Curator Moacir dos Anjos describes the installation: in a short time and through various projects, Matheus Rocha Pitta has sedimented interests and strategies that allow one to identify, in a body of work that gains density with every new piece, critical statements on the trade mechanisms that govern ordinary life. The artist explores and exposes merchandise – anything produced by human labor and for which there is unequivocal desire to possess – as an index of paradoxes that said exchanges contain or engender. The exhibition revolves around this agenda.
The first piece, a sculpture entitled 00%, uses the gallery window as a means of designating territory. A strip of soil has been removed and distributed among supermarket plastic bags, the handles of which have been detached and tied into a long chain that acts a piece of string that marks the territory of where a ditch has been newly formed.
In Figures of Conversion, the artist shifts the focus of the merchandise itself to the fact that it is ever changing per its physical or symbolic context. In the series, sets of pictures on the wall and objects arranged on the floor come together to outline narratives of shifting positions and meanings, subverting the expected order in which things in are visually presented. In each group of three images, one depicts a person carrying plastic bags filled with goods that are bought and consumed in everyday life (food, hygiene items, among other products necessary for the reproduction of life) and another, identical in size, sets the time when the bags are deposited on the floor, a situation in which the consumer is detached from what will be consumed. In the third and larger picture of each group, the bags that were filled with groceries are now empty, linked to one another by adhesive tape and thus forming a large container. Inside it, the person who carried the bags is naked and standing on his head.
The relationship of the pictures on the wall with the objects placed on the floor in front of them stresses the artist's intent to disentangle, from the examination of a circuit invented by him, knowledge about the nature of trade that aims at the production and distribution of wealth. Arranged on the floor, the pieces of clothing people worn in the photographs are filled with the groceries that, in the first images of each set, were inside the bags they carried. By extending the narratives photographed to the objects that served as models, Matheus Rocha Pitta converts image into thing and makes people from products. He thus displays, without ever trying to explain it, the idea of indifferent between different (?) that is central to the establishment of a general value of trade between goods. As the American critic Irene Small wrote, maybe it is better to inhabit than to resist to the vertigo of convertibility of goods, to break its unity from inside.

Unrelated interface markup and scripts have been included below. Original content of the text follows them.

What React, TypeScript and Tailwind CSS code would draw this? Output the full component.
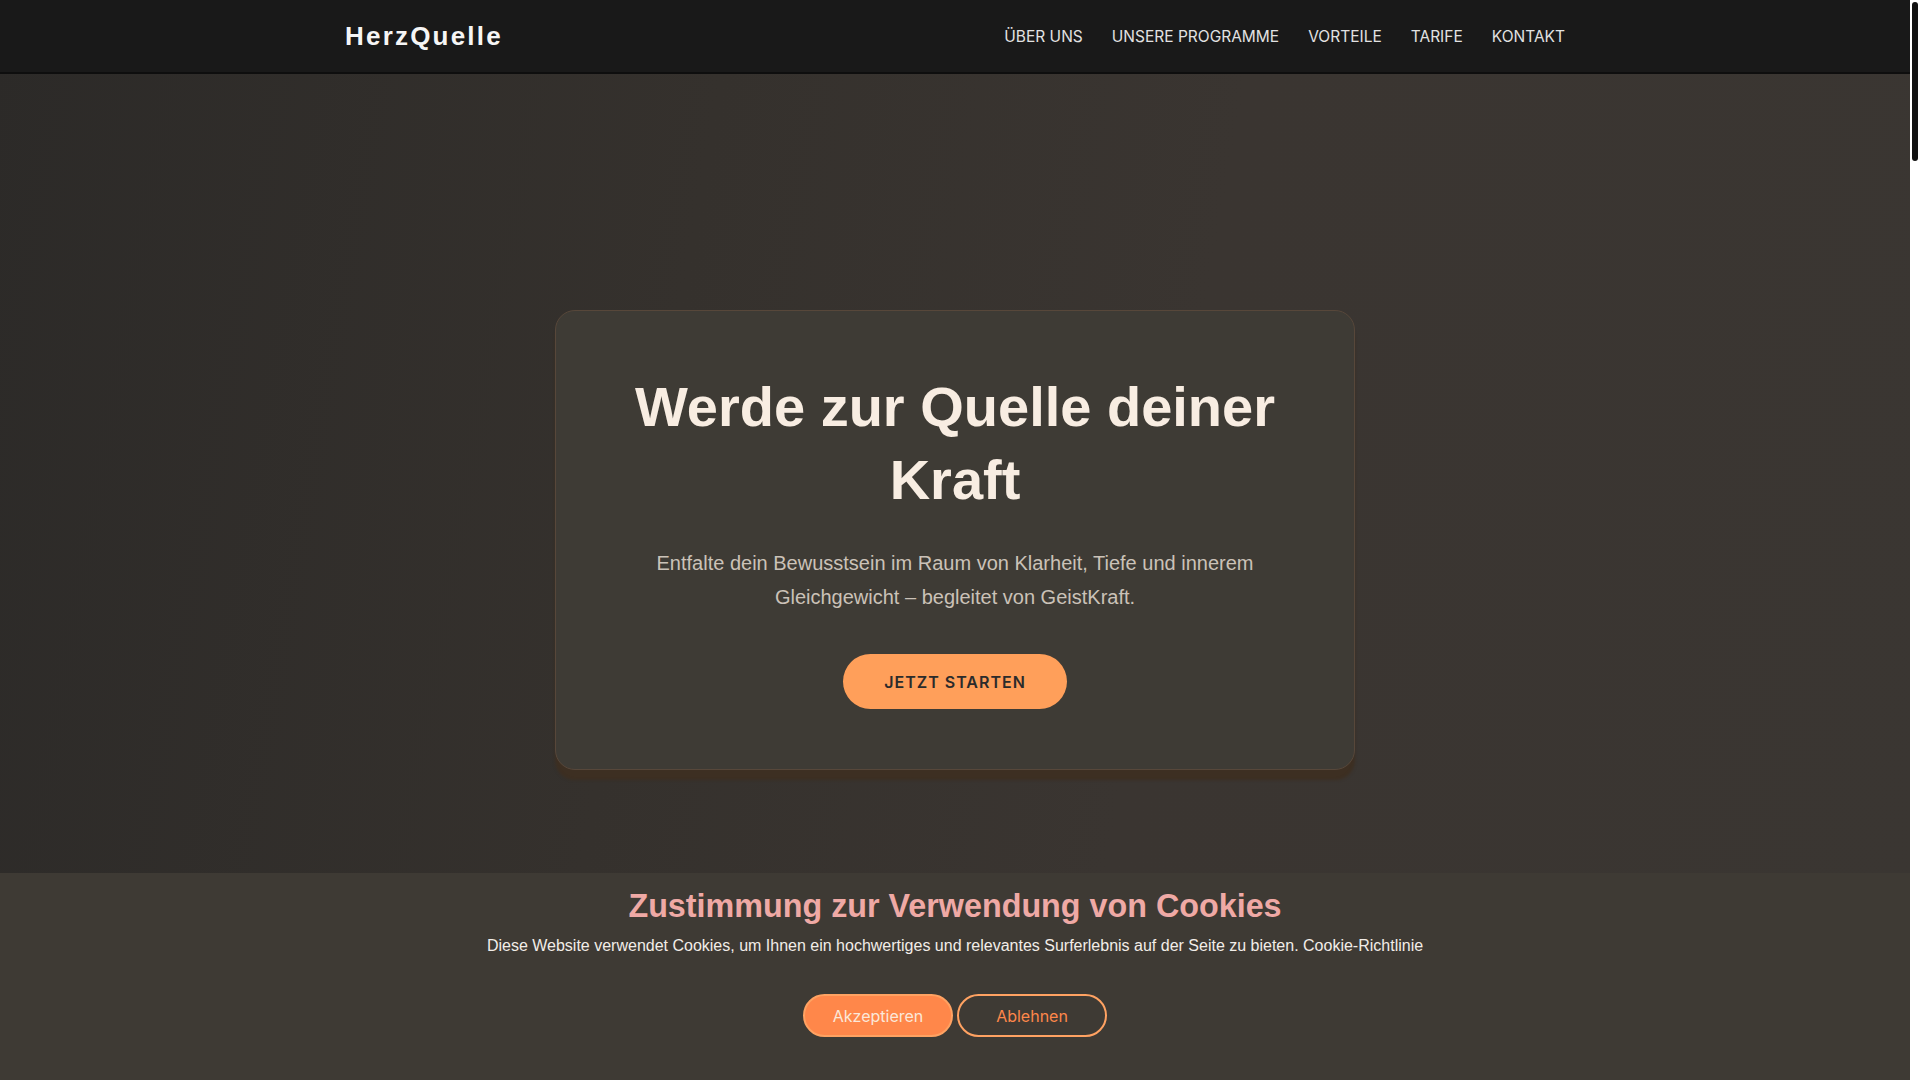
import { useLayoutEffect, useRef, useState } from 'react'

const navLinks = [
  { label: 'ÜBER UNS', href: '#ueber-uns' },
  { label: 'UNSERE PROGRAMME', href: '#programme' },
  { label: 'VORTEILE', href: '#vorteile' },
  { label: 'TARIFE', href: '#tarife' },
  { label: 'KONTAKT', href: '#kontakt' },
]

const sectionIds = ['ueber-uns', 'programme', 'vorteile', 'tarife', 'kontakt']

function Header() {
  return (
    <header className="sticky top-0 z-20 h-[74px] border-b-2 border-[#0e0e0e] bg-[#191919]">
      <div className="mx-auto flex h-full max-w-[1280px] items-center justify-between px-[30px]">
        <a href="#" className="text-[26px] font-bold tracking-[2.2px] text-[#f5f5f5]">
          HerzQuelle
        </a>
        <nav className="flex items-center gap-[29px] pt-[2px] font-['Inter',sans-serif] text-[15.5px] text-[#e2e2e2]">
          {navLinks.map((l) => (
            <a key={l.href} href={l.href}>
              {l.label}
            </a>
          ))}
        </nav>
      </div>
    </header>
  )
}

function Hero() {
  return (
    <section className="flex h-screen items-center justify-center bg-[linear-gradient(100deg,#2c2a28_0%,#35312d_35%,#3a3531_60%,#3a3632_100%)]">
      <div className="w-[800px] rounded-[20px] border border-[#57473a] bg-[#3e3b35] px-[60px] pt-[60px] pb-[60px] text-center shadow-[0_10px_3px_#3d2f22]">
        <h1 className="mb-[30px] text-[56px] font-bold leading-[1.3] text-[#f8ede2]">
          Werde zur Quelle deiner Kraft
        </h1>
        <p className="mb-10 text-[20px] leading-[34px] text-[#cbc2b8]">
          Entfalte dein Bewusstsein im Raum von Klarheit, Tiefe und innerem Gleichgewicht – begleitet von GeistKraft.
        </p>
        <a
          href="#programme"
          className="inline-flex h-[55px] items-center rounded-full bg-[#ff9f5a] px-[41px] font-['Inter',sans-serif] text-[16px] font-semibold tracking-[1px] text-[#2b2b2b]"
        >
          JETZT STARTEN
        </a>
      </div>
    </section>
  )
}

function CookieBanner() {
  return (
    <div className="fixed bottom-0 left-0 right-[10px] z-30 bg-[#3e3a34] pt-[14px] pb-[43px] text-center">
      <h2 className="text-[32.3px] font-bold leading-[1.2] text-[#efa9a5]">
        Zustimmung zur Verwendung von Cookies
      </h2>
      <p className="mt-[8.5px] text-[16px] leading-6 text-[#f2ede8]">
        Diese Website verwendet Cookies, um Ihnen ein hochwertiges und relevantes Surferlebnis auf der Seite zu bieten.{' '}
        <a href="#">Cookie-Richtlinie</a>
      </p>
      <div className="mt-[36px] flex justify-center gap-1 font-['Inter',sans-serif] text-[16px]">
        <button className="h-[43px] w-[150px] rounded-[22px] border-2 border-[#ffa262] bg-[#ff874a] text-[#fbe7d9]">
          Akzeptieren
        </button>
        <button className="h-[43px] w-[150px] rounded-[22px] border-2 border-[#ffa262] text-[#ff874a]">
          Ablehnen
        </button>
      </div>
    </div>
  )
}

export default function App() {
  const scrollRef = useRef<HTMLDivElement>(null)
  const [thumb, setThumb] = useState({ top: 0, height: 0 })

  // the site draws its own slim scrollbar next to the content
  useLayoutEffect(() => {
    const el = scrollRef.current
    if (!el) return
    const update = () => {
      const track = el.clientHeight - 4
      const height = Math.max(30, (el.clientHeight / el.scrollHeight) * track)
      const top = (el.scrollTop / (el.scrollHeight - el.clientHeight || 1)) * (track - height)
      setThumb({ top, height })
    }
    update()
    el.addEventListener('scroll', update)
    window.addEventListener('resize', update)
    return () => {
      el.removeEventListener('scroll', update)
      window.removeEventListener('resize', update)
    }
  }, [])

  return (
    <div className="flex h-screen bg-[#35312d] font-['Liberation_Sans',Arial,sans-serif]">
      <div
        ref={scrollRef}
        className="h-full flex-1 overflow-y-auto [scrollbar-width:none] [&::-webkit-scrollbar]:hidden"
      >
        <Header />
        <main className="-mt-[74px]">
          <Hero />
          {sectionIds.map((id) => (
            <section key={id} id={id} className="min-h-[1250px]" />
          ))}
        </main>
      </div>
      <div aria-hidden className="relative w-[10px] shrink-0 bg-white">
        <div
          className="absolute left-[2px] right-[2px] rounded-full bg-[#111]"
          style={{ top: thumb.top + 2, height: thumb.height }}
        />
      </div>
      <CookieBanner />
    </div>
  )
}
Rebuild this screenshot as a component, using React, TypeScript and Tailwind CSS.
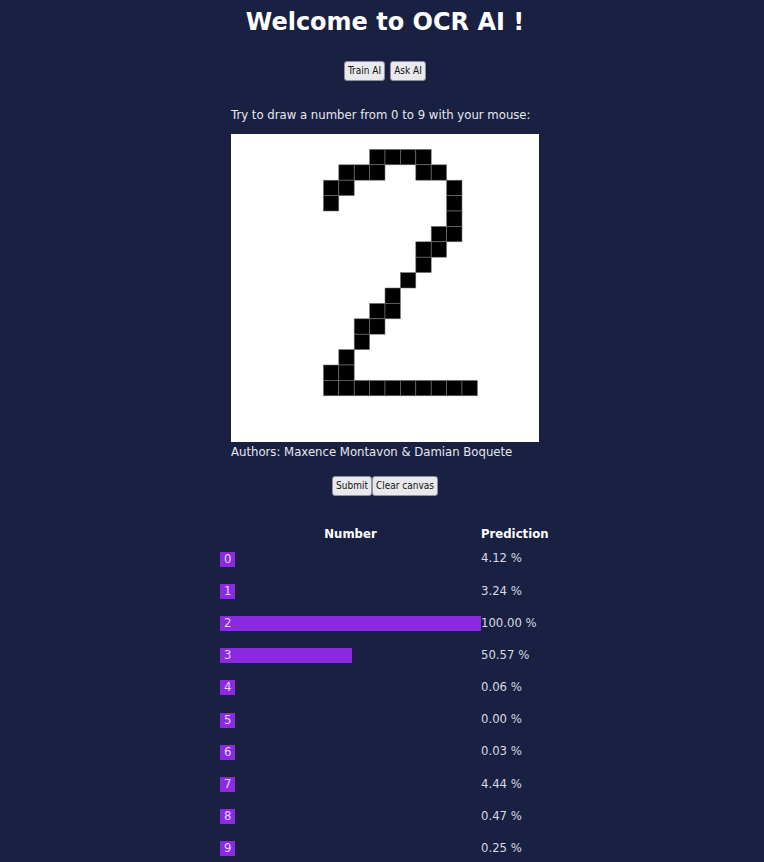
import React from "react";

const rows: number[][] = [
  [],
  [9, 10, 11, 12],
  [7, 8, 9, 12, 13],
  [6, 7, 14],
  [6, 14],
  [14],
  [13, 14],
  [12, 13],
  [12],
  [11],
  [10],
  [9, 10],
  [8, 9],
  [8],
  [7],
  [6, 7],
  [6, 7, 8, 9, 10, 11, 12, 13, 14, 15],
];

const preds = [4.12, 3.24, 100.0, 50.57, 0.06, 0.0, 0.03, 4.44, 0.47, 0.25];

function Btn({ children }: { children: React.ReactNode }) {
  return (
    <button className="h-[20px] px-[3px] rounded-[3px] border border-[#8f8f9d] bg-[#e9e9ed] text-[#111] text-[10px] leading-none font-['DejaVu_Sans_Condensed','DejaVu_Sans',sans-serif] [font-stretch:condensed]">
      {children}
    </button>
  );
}

export default function App() {
  const cell = 15.4;
  return (
    <div className="min-h-[862px] w-full bg-[#192041] text-[#e6e8ef] font-['DejaVu_Sans',sans-serif] flex flex-col items-center pl-[6px]">
      <h1 className="mt-[8px] text-[24px] leading-[28px] font-bold text-white">Welcome to OCR AI !</h1>
      <div className="mt-[25px] flex gap-[5px]">
        <Btn>Train AI</Btn>
        <Btn>Ask AI</Btn>
      </div>
      <div className="w-[308px] flex flex-col">
        <p className="mt-[26px] text-[11.7px] leading-[16px] whitespace-nowrap">Try to draw a number from 0 to 9 with your mouse:</p>
        <div className="mt-[11px] w-[308px] h-[308px] bg-white">
          <svg width="308" height="308" viewBox="0 0 308 308">
            {rows.map((cols, r) =>
              cols.map((c) => (
                <rect
                  key={`${r}-${c}`}
                  x={c * cell}
                  y={r * cell}
                  width={cell}
                  height={cell}
                  fill="#000"
                  stroke="#777"
                  strokeWidth={0.6}
                />
              ))
            )}
          </svg>
        </div>
        <p className="mt-[2px] text-[11.7px] leading-[16px] whitespace-nowrap">Authors: Maxence Montavon &amp; Damian Boquete</p>
      </div>
      <div className="mt-[16px] flex">
        <Btn>Submit</Btn>
        <Btn>Clear canvas</Btn>
      </div>
      <div className="mt-[31px] flex flex-col w-[328px] mr-[2px] text-[11.7px]">
        <div className="flex h-[16px] items-center font-bold text-white">
          <div className="w-[261px] text-center">Number</div>
          <div className="w-[67px] text-center whitespace-nowrap">Prediction</div>
        </div>
        <div className="flex flex-col">
          {preds.map((p, i) => (
            <div key={i} className="flex h-[32.2px] items-center">
              <div className="w-[261px] flex">
                <div
                  className="h-[15px] min-w-fit bg-[#8a2be2] text-[#e6d6f7] px-[4px] leading-[15px]"
                  style={{ width: `${p}%` }}
                >
                  {i}
                </div>
              </div>
              <div className="w-[67px] whitespace-nowrap text-[#d8dbe6]">{p.toFixed(2)} %</div>
            </div>
          ))}
        </div>
      </div>
    </div>
  );
}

Matheus Rocha Pitta was born in 1983 in Tiradentes, Brazil, he presently lives and works in Rio de Janeiro, Brazil. Pitta has recently participated in the group show Rendez Vous, Institut d’Art Contemporain de Lyon, France (2011) and the 29th Bienal de São Paulo, Brazil (2010). He has had the solo exhibitions at Sprovieri, London, UK; Paço Imperial, Rio de Janeiro, Brazil and Fondazione Volume!, Roma, Italy. The artist has been awarded the Premio Itamaraty de Arte Contemporânea.